What’s being proposed
Under the current version of the tenant-screening proposal, to determine an applicant’s eligibility for a unit, property owners would not be able to use felony convictions that occurred more than seven or ten years ago (depending on the severity of the crime) or misdemeanor offenses that are more than three years old.
The ordinance would also prohibit landlords from denying people on the basis of their credit scores alone. Property owners also wouldn’t be able to consider previous eviction judgments — technically called unlawful detainers (UDs) — that are three years or older.
Property owners would have the option to not adopt the screening standards if they conducted individual assessments of tenants, which would involve considering additional information from applicants before making decisions.
The policy package in Minneapolis would also disallow landlords from collecting security deposits that are more than half one month’s rent in cases where applications already require first and last month’s rent or other fees, as well as deposits that are more than one month’s rent in other situations. The ordinance would also allow tenants to pay security deposits in installments over a three-month period in some cases.
Landlords say the looser requirements on background checks could affect the safety of current tenants and impact property owners’ business models. Nils Snyder, who owns a five-unit home in Lowry Hill, is among the landlords who is opposed to the new proposals. He said the draft changes to screening criteria — which are now aimed at keeping out problem tenants, such as those who may damage property — could add even more costs amid rising property taxes and a rental market in which profits are marginally low and risks remain high.
“We make decisions that are financially based,” he said last week at an event organized by MHA. “That’s why you screen to make sure you don’t have a tenant who destroys things.”
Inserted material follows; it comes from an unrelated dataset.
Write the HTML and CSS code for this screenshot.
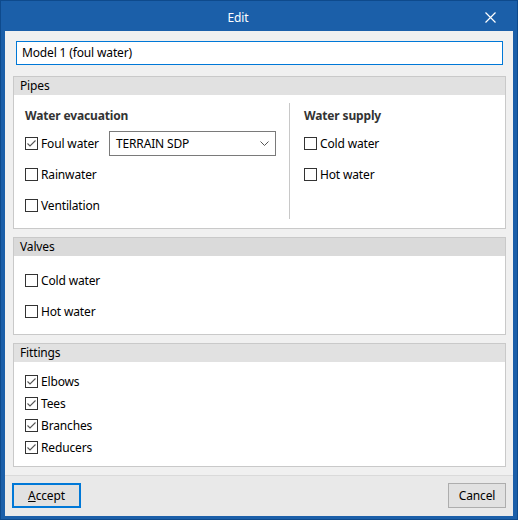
FILE: index.html
```html
<!DOCTYPE html>
<html>
<head>
<meta charset="utf-8">
<link rel="stylesheet" href="styles.css">
</head>
<body>
<div class="window">
  <div class="titlebar">
    <div class="title">Edit</div>
    <div class="close">
      <svg width="11" height="11" viewBox="0 0 11 11"><path d="M0.5 0.5 L10.5 10.5 M10.5 0.5 L0.5 10.5" stroke="#fff" stroke-width="1.2" fill="none"/></svg>
    </div>
  </div>
  <div class="client">
    <div class="main">
      <div class="name-input">Model 1 (foul water)</div>

      <div class="group pipes">
        <div class="group-header">Pipes</div>
        <div class="group-body cols">
          <div class="col col-left">
            <div class="heading">Water evacuation</div>
            <div class="row">
              <span class="cb checked"><svg width="11" height="11" viewBox="0 0 11 11"><path d="M1.5 5.5 L4 8 L9.5 2.5" stroke="#555" stroke-width="1.1" fill="none"/></svg></span>
              <span class="lbl lbl-foul">Foul water</span>
              <div class="select">
                <span>TERRAIN SDP</span>
                <svg width="9" height="6" viewBox="0 0 9 6"><path d="M0.5 0.5 L4.5 4.5 L8.5 0.5" stroke="#555" stroke-width="1" fill="none"/></svg>
              </div>
            </div>
            <div class="row"><span class="cb"></span><span class="lbl">Rainwater</span></div>
            <div class="row"><span class="cb"></span><span class="lbl">Ventilation</span></div>
          </div>
          <div class="vsep"></div>
          <div class="col col-right">
            <div class="heading">Water supply</div>
            <div class="row"><span class="cb"></span><span class="lbl">Cold water</span></div>
            <div class="row"><span class="cb"></span><span class="lbl">Hot water</span></div>
          </div>
        </div>
      </div>

      <div class="group valves">
        <div class="group-header dark">Valves</div>
        <div class="group-body list">
          <div class="row"><span class="cb"></span><span class="lbl">Cold water</span></div>
          <div class="row"><span class="cb"></span><span class="lbl">Hot water</span></div>
        </div>
      </div>

      <div class="group fittings">
        <div class="group-header">Fittings</div>
        <div class="group-body list tight">
          <div class="row"><span class="cb checked"><svg width="11" height="11" viewBox="0 0 11 11"><path d="M1.5 5.5 L4 8 L9.5 2.5" stroke="#555" stroke-width="1.1" fill="none"/></svg></span><span class="lbl">Elbows</span></div>
          <div class="row"><span class="cb checked"><svg width="11" height="11" viewBox="0 0 11 11"><path d="M1.5 5.5 L4 8 L9.5 2.5" stroke="#555" stroke-width="1.1" fill="none"/></svg></span><span class="lbl">Tees</span></div>
          <div class="row"><span class="cb checked"><svg width="11" height="11" viewBox="0 0 11 11"><path d="M1.5 5.5 L4 8 L9.5 2.5" stroke="#555" stroke-width="1.1" fill="none"/></svg></span><span class="lbl">Branches</span></div>
          <div class="row"><span class="cb checked"><svg width="11" height="11" viewBox="0 0 11 11"><path d="M1.5 5.5 L4 8 L9.5 2.5" stroke="#555" stroke-width="1.1" fill="none"/></svg></span><span class="lbl">Reducers</span></div>
        </div>
      </div>
    </div>
    <div class="footer">
      <div class="btn btn-accept"><u>A</u>ccept</div>
      <div class="btn btn-cancel">Cancel</div>
    </div>
  </div>
</div>
</body>
</html>
```

FILE: styles.css
```css
* { box-sizing: border-box; }
html, body { margin: 0; padding: 0; }
body {
  width: 518px;
  height: 520px;
  font-family: "Noto Sans", "Liberation Sans", sans-serif;
  font-size: 12px;
  letter-spacing: -0.15px;
  color: #000;
  overflow: hidden;
}
.window {
  width: 518px;
  height: 520px;
  background: #1b5fa9;
  border: 1px solid #0e4a8c;
  padding: 0 4px 3px 4px;
  display: flex;
  flex-direction: column;
}
.titlebar {
  height: 30px;
  display: flex;
  align-items: center;
  color: #fff;
}
.title {
  flex: 1;
  text-align: center;
  font-size: 12px;
  padding-left: 4px;
  padding-top: 2px;
}
.close {
  width: 46px;
  height: 30px;
  display: flex;
  align-items: center;
  justify-content: center;
  padding-top: 2px;
}
.close svg { display: block; }
.client {
  flex: 1;
  background: #f0f0f0;
  display: flex;
  flex-direction: column;
}
.main {
  flex: 1;
  padding: 10px 7px 0 8px;
}
.name-input {
  margin-left: 3px;
  width: 487px;
  height: 24px;
  border: 1px solid #0078d7;
  background: #fff;
  padding: 0 5px;
  line-height: 22px;
}
.group {
  margin-top: 11px;
  width: 493px;
  border: 1px solid #c9c9c9;
  background: #fff;
  display: flex;
  flex-direction: column;
}
.valves, .fittings { margin-top: 8px; }
.pipes { height: 153px; }
.valves { height: 98px; }
.fittings { height: 124px; }
.group-header {
  height: 18px;
  background: #e1e1e1;
  padding-left: 6px;
  line-height: 18px;
}
.group-header.dark { background: #dadada; }
.group-body { flex: 1; }
.cols {
  display: flex;
  padding: 11px 0 0 11px;
}
.col { display: flex; flex-direction: column; }
.col-left { width: 264px; }
.col-right { padding-left: 14px; }
.vsep {
  width: 1px;
  background: #c8c8c8;
  margin-top: -3px;
  height: 116px;
}
.heading {
  height: 20px;
  line-height: 20px;
  font-weight: bold;
  color: #333;
  margin-bottom: 2px;
}
.row {
  height: 31px;
  display: flex;
  align-items: center;
}
.list { padding: 9px 0 0 11px; }
.list.tight { padding-top: 8px; }
.list.tight .row { height: 22px; }
.cb {
  width: 13px;
  height: 13px;
  border: 1px solid #333;
  background: #fff;
  display: inline-flex;
  align-items: center;
  justify-content: center;
  flex: none;
}
.cb svg { display: block; }
.lbl { margin-left: 3px; }
.lbl-foul { width: 68px; flex: none; }
.select {
  width: 167px;
  height: 25px;
  border: 1px solid #7a7a7a;
  background: #fff;
  display: flex;
  align-items: center;
  justify-content: space-between;
  padding: 0 6px 0 6px;
}
.select svg { display: block; }
.footer {
  height: 41px;
  border-top: 1px solid #dadada;
  background: #e9e9e9;
  display: flex;
  justify-content: space-between;
  align-items: flex-start;
  padding: 7px 7px 0 7px;
}
.btn {
  height: 25px;
  background: #e1e1e1;
  display: flex;
  align-items: center;
  justify-content: center;
}
.btn-accept {
  width: 69px;
  border: 2px solid #0078d7;
}
.btn-cancel {
  width: 58px;
  border: 1px solid #adadad;
}
```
MHA also says the proposal is poorly worded, lacking clarity around several key issues. They point out the draft ordinance does not distinguish between former criminals who have graduated from rehabilitation programs and those who have just exited jail or prison, and that it leaves a gap in time between the look-back period for landlords and the years perpetrators of some sex-related crimes must register as offenders. The organization also argues the proposal seems to take some violent crimes less seriously than state sentencing guidelines.
If the council adopts the ordinance, the MHA also says the provision on criminal background checks would create a double standard, with state law saying property owners couldn’t employ people with violent criminal pasts to work in their buildings — while the city ordinance would bar landlords from denying those same people an apartment based on their criminal history.
Data lacking
At the center of MHA’s argument is the notion that the city is rushing to make the change before actually knowing what the relationship is between tenants’ criminal past and their ability to be good tenants.
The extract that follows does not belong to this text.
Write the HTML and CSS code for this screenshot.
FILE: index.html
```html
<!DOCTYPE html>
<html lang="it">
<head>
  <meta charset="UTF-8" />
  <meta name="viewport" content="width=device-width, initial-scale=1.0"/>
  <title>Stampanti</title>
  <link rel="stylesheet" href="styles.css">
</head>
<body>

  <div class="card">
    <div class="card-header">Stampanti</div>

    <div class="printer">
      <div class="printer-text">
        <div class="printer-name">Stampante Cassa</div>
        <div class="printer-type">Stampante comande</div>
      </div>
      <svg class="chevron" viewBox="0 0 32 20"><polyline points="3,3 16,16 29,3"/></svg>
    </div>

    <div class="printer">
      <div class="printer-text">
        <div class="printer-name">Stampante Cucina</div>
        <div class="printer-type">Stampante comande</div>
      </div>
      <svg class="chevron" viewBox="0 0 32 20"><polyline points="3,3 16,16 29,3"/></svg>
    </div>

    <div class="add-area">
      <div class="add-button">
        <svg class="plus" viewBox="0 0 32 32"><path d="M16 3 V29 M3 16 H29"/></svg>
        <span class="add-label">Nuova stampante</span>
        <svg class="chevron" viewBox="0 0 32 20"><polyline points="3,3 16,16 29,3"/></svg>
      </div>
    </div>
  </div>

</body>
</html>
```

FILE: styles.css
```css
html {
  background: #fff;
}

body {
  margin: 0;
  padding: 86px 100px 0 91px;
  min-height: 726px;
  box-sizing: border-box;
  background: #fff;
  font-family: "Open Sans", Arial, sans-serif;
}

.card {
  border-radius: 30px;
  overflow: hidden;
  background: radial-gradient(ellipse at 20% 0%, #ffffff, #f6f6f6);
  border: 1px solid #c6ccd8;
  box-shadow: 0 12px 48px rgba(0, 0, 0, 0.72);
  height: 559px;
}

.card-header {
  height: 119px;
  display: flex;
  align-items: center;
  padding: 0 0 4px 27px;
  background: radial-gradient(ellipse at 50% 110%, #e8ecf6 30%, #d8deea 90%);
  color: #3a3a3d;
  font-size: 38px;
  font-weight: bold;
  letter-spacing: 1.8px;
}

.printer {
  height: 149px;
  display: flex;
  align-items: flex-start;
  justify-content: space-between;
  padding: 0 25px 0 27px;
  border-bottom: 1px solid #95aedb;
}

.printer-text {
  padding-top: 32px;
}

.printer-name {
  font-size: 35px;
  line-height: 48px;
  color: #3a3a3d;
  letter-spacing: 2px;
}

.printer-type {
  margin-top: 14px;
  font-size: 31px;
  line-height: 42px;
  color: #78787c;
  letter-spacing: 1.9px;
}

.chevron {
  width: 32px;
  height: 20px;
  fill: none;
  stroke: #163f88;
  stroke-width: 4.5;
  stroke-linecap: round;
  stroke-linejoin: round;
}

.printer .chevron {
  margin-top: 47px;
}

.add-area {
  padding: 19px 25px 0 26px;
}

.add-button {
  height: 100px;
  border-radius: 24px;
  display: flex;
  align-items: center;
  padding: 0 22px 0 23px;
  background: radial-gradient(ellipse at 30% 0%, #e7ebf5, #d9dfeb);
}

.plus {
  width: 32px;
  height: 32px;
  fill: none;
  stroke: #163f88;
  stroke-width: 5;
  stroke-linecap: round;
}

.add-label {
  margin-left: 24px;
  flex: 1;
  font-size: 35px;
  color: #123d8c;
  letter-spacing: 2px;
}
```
Right now, little data exist on the consequences of implementing what housing experts call “Fair Chance” laws: ordinances that prohibit landlords from discriminating against certain prospective renters with criminal histories. Housing-rights leaders in Minneapolis and nationwide often point to one 2019 study by Wilder Research that found as time progresses, tenants with past criminal offenses don’t show negative qualities as renters, such as missing rent payments or damaging property.
The Wilder report found that prior misdemeanors more than two years old don’t affect how a person behaves as a tenant, and felonies more than five years old don’t either. “Some of those lower level offenses should no longer apply,” Ellison, whose Ward 5 covers much of north Minneapolis, said in an interview earlier this summer.
But the Wilder research may not apply to rental populations as a whole, nor offer a one-size-fit all approach for policy makers. “We see immediate positive impact on individuals with criminal histories, but the systemic impact on the longer term — we’re going to have to wait a couple of years,” to understand it, said Deborah Thrope, a supervising attorney at the California-based National Housing Law Project (NHLP). “We’re gathering data, and there’s a lot of education that has to happen with both prospective applicants and landlords, really within the next year.”
Where things go from here
Minneapolis is not alone in trying to recast tenant screening policies. From San Francisco to New Jersey, several cities and counties have approved Fair Chance laws. Of those cities, Seattle has taken the most sweeping approach, essentially prohibiting landlords from using almost all criminal histories in their screenings of prospective tenants.
Portland has also approved new rules, which won’t take effect until next spring. To counter arguments from opponents during the policy-writing process, city staff there compiled renter statistics via an online system tracking applications and housing openings, as well as other data. The research showed the proposed screening requirements would increase residents’ access to housing, especially for households of color, said Jamey Duhamel, a city staff member who helped write the new rules.
Minneapolis is also not alone in engendering controversy around the issue. A group of Seattle property owners is now suing the city over the law, arguing the ban on criminal histories violates their constitutional rights governing due-process, free-speech and property ownership.
In light of some of the Minneapolis property owners’ concerns, Joey Dobson, a lawyer with the non-profit law firm Mid-Minnesota Legal who has been helping council members develop the proposals, emphasized that that some landlords in Minneapolis support the proposed changes or already comply with the proposed requirements.
Dobson also highlighted that the ordinance maintains that “Minneapolis has broad authority through its police powers to enact regulation to further the public health, safety, and general welfare.”
She said the proposals on screening criteria are just a few of numerous law changes housing-rights activists want enacted in coming years to strengthen legal protections for renters. “It’s important to remember the purpose these rules would serve — to give people a chance at a place to live,” Dobson said.
Meanwhile, MHA spokesman Blois Olson said the association is organizing events to persuade council members to drop the initiative. Three neighborhood associations — West Phillips, Midtown Phillips and Ventura Village — have already expressed support for the group’s cause in opposing the ordinances, he said.
Note: This article was updated Wednesday afternoon.